__What you are asked to do__
Copy all lines in which the word "this" can be found.

☆ ☆ ☆ ☆

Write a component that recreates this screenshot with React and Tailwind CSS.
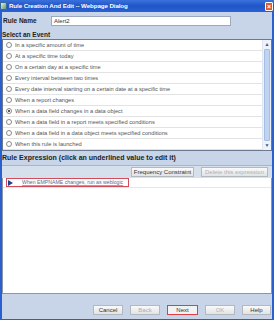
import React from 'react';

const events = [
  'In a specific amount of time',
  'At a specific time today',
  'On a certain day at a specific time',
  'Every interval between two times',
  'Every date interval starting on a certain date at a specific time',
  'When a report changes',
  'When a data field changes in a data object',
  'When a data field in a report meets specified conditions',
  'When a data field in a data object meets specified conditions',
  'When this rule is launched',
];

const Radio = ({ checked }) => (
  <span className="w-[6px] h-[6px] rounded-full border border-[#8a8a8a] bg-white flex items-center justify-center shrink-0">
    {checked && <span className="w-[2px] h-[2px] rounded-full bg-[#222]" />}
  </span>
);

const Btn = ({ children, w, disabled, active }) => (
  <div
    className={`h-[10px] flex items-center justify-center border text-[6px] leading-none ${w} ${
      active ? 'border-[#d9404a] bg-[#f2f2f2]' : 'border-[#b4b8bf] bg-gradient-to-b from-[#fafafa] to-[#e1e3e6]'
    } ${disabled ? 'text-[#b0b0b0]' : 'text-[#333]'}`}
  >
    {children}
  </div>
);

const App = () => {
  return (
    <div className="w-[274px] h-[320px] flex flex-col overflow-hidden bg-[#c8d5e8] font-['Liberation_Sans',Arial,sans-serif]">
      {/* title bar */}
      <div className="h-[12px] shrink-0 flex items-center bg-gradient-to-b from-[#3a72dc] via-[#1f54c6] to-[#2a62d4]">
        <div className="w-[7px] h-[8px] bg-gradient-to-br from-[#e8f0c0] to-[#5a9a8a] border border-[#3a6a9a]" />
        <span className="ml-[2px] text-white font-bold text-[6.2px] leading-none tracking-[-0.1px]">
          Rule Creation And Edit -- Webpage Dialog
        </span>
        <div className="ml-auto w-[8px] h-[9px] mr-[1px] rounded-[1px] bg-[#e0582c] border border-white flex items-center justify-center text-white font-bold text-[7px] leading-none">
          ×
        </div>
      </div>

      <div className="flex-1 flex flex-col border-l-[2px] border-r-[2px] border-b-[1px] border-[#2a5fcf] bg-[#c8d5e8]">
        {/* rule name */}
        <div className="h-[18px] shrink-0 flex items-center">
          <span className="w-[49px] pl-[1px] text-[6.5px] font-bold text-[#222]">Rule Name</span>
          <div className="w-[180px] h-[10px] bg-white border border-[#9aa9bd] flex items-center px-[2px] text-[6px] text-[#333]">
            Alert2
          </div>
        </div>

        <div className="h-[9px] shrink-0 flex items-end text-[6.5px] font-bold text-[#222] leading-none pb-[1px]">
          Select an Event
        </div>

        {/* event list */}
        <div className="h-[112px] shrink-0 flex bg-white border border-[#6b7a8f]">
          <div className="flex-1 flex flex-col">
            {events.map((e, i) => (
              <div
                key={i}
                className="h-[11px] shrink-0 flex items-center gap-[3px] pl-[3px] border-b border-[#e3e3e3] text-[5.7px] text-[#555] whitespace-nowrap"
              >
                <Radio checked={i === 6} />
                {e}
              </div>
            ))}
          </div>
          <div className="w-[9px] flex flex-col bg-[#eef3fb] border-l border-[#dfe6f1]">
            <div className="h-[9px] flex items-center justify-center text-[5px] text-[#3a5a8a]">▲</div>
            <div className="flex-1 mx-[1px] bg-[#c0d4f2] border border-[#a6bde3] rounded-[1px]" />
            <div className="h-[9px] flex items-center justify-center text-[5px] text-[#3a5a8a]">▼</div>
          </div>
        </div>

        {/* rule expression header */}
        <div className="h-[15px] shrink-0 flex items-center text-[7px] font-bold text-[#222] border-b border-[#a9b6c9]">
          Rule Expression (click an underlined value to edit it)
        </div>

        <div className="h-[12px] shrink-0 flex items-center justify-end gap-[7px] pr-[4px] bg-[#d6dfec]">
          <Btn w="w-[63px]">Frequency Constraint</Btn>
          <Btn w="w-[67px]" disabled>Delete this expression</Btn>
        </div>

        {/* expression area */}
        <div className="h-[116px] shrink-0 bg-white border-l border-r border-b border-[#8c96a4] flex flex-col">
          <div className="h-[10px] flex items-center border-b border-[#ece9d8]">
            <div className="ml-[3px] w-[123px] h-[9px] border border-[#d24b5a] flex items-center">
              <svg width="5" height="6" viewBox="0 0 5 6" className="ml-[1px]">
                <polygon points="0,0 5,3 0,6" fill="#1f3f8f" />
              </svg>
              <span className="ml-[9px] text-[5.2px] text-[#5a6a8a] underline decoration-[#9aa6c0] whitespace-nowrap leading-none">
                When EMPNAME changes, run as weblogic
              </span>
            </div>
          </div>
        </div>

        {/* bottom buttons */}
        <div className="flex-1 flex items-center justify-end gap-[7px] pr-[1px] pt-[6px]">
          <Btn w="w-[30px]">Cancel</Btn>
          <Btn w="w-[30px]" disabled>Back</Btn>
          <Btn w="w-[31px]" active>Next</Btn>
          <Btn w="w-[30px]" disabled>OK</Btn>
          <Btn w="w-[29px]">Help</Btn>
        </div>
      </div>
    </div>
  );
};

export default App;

☆ ☆ ☆ ☆

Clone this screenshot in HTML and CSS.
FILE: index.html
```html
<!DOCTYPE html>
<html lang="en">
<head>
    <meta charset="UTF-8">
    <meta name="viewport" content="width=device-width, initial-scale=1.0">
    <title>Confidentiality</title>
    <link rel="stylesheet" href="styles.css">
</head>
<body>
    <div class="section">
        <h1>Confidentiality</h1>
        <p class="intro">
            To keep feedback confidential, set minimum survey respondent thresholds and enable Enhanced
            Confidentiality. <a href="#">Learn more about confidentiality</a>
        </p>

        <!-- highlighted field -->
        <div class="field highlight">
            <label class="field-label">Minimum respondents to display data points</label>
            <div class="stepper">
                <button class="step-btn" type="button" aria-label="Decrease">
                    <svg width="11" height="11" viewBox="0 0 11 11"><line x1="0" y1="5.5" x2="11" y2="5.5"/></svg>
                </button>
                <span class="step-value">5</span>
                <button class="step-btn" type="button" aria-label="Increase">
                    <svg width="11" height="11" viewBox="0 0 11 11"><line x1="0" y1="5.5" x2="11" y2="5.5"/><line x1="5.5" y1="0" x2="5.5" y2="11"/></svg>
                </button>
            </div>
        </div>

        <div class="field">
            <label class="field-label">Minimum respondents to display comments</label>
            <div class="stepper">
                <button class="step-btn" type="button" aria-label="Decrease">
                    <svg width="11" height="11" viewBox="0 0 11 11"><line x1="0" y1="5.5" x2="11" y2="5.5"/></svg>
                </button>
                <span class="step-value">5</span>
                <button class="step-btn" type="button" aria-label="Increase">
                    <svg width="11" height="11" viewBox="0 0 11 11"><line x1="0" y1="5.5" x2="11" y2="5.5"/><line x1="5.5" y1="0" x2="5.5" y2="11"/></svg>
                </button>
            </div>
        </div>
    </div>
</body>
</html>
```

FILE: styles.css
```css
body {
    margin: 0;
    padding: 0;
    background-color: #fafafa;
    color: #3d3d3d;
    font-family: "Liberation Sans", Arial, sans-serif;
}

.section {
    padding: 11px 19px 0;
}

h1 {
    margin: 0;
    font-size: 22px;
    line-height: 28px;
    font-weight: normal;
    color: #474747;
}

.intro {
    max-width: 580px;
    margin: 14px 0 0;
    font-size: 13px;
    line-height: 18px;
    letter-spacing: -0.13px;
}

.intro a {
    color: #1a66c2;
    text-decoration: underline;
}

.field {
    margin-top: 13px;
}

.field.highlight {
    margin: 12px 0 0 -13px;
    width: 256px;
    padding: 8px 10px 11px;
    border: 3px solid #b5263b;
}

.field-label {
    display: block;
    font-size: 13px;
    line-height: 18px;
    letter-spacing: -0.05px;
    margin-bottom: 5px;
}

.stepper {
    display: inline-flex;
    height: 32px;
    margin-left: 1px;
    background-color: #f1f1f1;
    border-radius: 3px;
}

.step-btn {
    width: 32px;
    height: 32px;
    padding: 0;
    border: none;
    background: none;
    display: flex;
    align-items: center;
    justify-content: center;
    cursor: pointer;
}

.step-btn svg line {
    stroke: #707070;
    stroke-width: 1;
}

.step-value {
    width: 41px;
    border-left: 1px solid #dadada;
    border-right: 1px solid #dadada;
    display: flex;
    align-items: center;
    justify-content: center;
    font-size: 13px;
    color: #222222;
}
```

☆ ☆ ☆ ☆

__Completed exercise__
Write a component that recreates this screenshot with React and Tailwind CSS.
  'When this rule is launched',
          <Btn w="w-[67px]" disabled>Delete this expression</Btn>
Clone this screenshot in HTML and CSS.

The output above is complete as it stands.